April 18, 2010

“A Change In Plans”
Acts 9:1-6, (7-20)

Acts 9:1-19 (ESV)
1 But Saul, still breathing threats and murder against the disciples of the Lord, went to the high priest
2 and asked him for letters to the synagogues at Damascus, so that if he found any belonging to the Way, men or women, he might bring them bound to Jerusalem.
3 Now as he went on his way, he approached Damascus, and suddenly a light from heaven flashed around him.
4 And falling to the ground he heard a voice saying to him, “Saul, Saul, why are you persecuting me?”
5 And he said, “Who are you, Lord?” And he said, “I am Jesus, whom you are persecuting.
6 But rise and enter the city, and you will be told what you are to do.”

Saul of Tarsus is on his way to Damascus to try and do what the Liturgical Police were unable to do last week: to quiet the Jesus movement.
The description of this journey, as it begins, is brief; almost too brief. In my mind’s eye I picture Saul and his entourage leaving Jerusalem, traveling through the Damascus gate of the city, making their way toward Shechem, beyond the Jordan, to Damascus. I do not know, nor do you, where they were on this journey when this event occurred. We can all recognize that like any journey it began in one place and it ends in another.
They have not yet arrived at Damascus. That much we know. They were ‘on the way.’
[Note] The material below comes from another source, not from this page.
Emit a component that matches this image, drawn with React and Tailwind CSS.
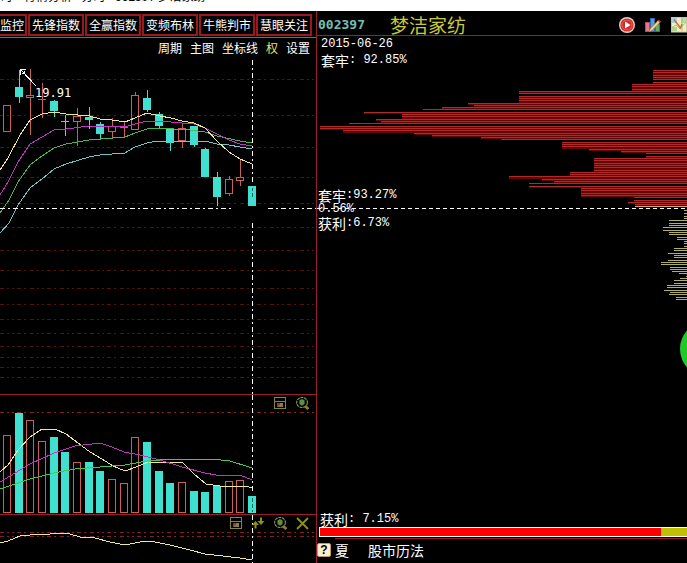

Not too long ago this text came to mind, it was during an evening out. I was the trophy husband for my dear wife at a party. It was one of those community education fundraisers. The high rollers from the community were there, the local politicians, and mere mortals, educators from the district. I had gone over to the bar and gotten a drink, and was standing there by myself. Another fella wandered over and we started to chit-chat. The usual stuff: how about this weather, what do you do? He was a civil engineer so we talked shop for a while. He asked where I worked, I told him I was a minister. He gazed at me with that certain, “no, really, what do you do” look. And I had to run down the whole journey of my Christian life. He commented that he didn’t really like that term. “what,” I asked, “Civil Engineering?” “No,” he said, “Journey.”

What’s wrong with the term journey? He said he didn’t like it because it implied that he had not arrived, that he was in the middle of something. I explained to him that this idea of process, or change, or transformation, was central to the Christian faith. We argued about it a bit. He was of the camp that believed that once you accepted Jesus you were done, that was it, you had been reconciled to God and that was that. He didn’t ask the date “I” got saved, but I was afraid that for a minute he was going to go there. Now I am not afraid of a good argument, but I realize as soon as anyone where there is fertile ground for a discussion and where the soil is compacted and there is only a chance to be talked at, not talked with. So I changed the subject…to politics; and just to jerk his chain further, I started talkin’ politics.

I wanted to bring up scripture in the conversation about journey, but this was a secular function. It was supposed to be a party, and I hoped that someone else might be interested in talking to me. Nothing shuts down your interaction with the folks at a cocktail party like quoting scripture. But this very story, the account of Saul’s transformation along the Damascus Road kept coming to mind.

I could not help but think of this proud religious leader and scholar, on his way to straighten out some heretics up in Damascus. He had brought along some interns I suppose, maybe a couple of temple guards in case things got dicey. He was assured of his position, and like so many folks these days he had listened to the authority of scripture and tradition and knew he was right, not based upon some personal opinion but on the testimony of the faith.

We don’t know if he was struck by lightning, or if the presence of the resurrected Christ was simply so bright and overwhelming that it appeared that way. We don’t know. What we do know is that he was changed, transformed. What was once certain, was well, now not so certain. That is why I like the idea of our Christian life being portrayed as a journey. See, to say we are on a journey is more accurate than to say we are on a trip. To me, a trip implies travel from one point to another and back. Think of it as sight-seeing. A journey, to me, means that we have left one place and are on our way to another place, literally and figuratively. A journey changes us. There are things that happen to us, and things we do as a consequence, all along the way.

Now, just down the road from here there is a church that says that “When Jesus comes into your life you change.” I know there is an idea out there in the Christian world that suggests that once an individual receives Jesus into their life they are changed. I agree with this, but I want to add two caveats, first, that we realize this isn’t an isolated, individual, me-n-Jesus event; and second, that it is the journey itself that changes you.

What we really find here, if we actually listen and are not overly influenced by artistic or theological images that have been overlaid on it, is not “me and Jesus” but rather Jesus encountering Saul; this is Saul in the midst of his own community bent on destroying Christians, where he then finds community and care in the household of one Christian, and then gains the opportunity to share his testimony among many more. Saul is no solitary hero. He’s a man whose closed mind and narrow social networks have been changed and then, eventually, radically widened by Jesus and the people he has called “church.”

See the lasting mark of transformation is not a date circled on the calendar, but the whole course of your life. Our story, Saul’s story, is only worth telling if we include the whole thing, beginning to end.